Many questions remain unanswered. As fast as the scientists can do their research, it will simply take a bit more time to understand enough about the virus to provide effective strategies and recommendations. Unfortunately, for the time being, some dreaded “guessing” is still in play.

What will the expected second wave bring? Nobody knows for sure. It is expected, of course, that as more retail, dining, and recreational businesses are permitted to open, that some increase in cases is inevitable.

The protests in response to the tragic death of George Floyd last month has also brought thousands of people together in close proximity. While that may bring about some unanticipated challenges in reducing the impact of any second wave, the right to protest is an inviolable aspect of freedom of speech, bringing an important voice to our country at a time of urgency. I am a strong supporter of freedom of speech rights.
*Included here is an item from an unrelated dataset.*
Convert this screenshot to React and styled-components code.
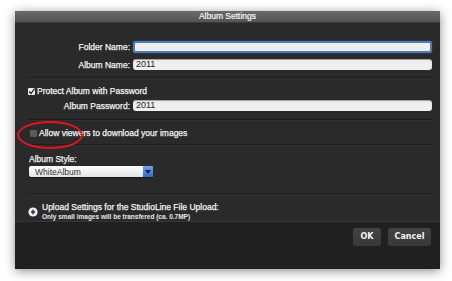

For now, as individuals, all we can do is our very best to follow recommended strategies—with the understanding that Covid-related executive orders are, in essence, law—as tedious, frustrating, and maddening as they might be at times. I empathize and appreciate the ongoing frustrations that society is experiencing as a result of all aspects of the pandemic and its many devious tentacles. 

Let’s hope that the aviation industry demonstrates the same versatility that helped it bounce back after other economic and terrorist-related setbacks over the past few decades. Let’s also hope that the disease itself can be brought under control, so that the economy can get rolling again, including travel and international tourism.

Wouldn’t it also be nice to eventually be able to see people’s faces, finally again out from hiding under their face masks?

Along the way, I will continue to update you with protocol updates as they pertain to FAA medical certificates and special issuance authorizations. Maybe you will finally get your aircraft out of the holding pattern after all.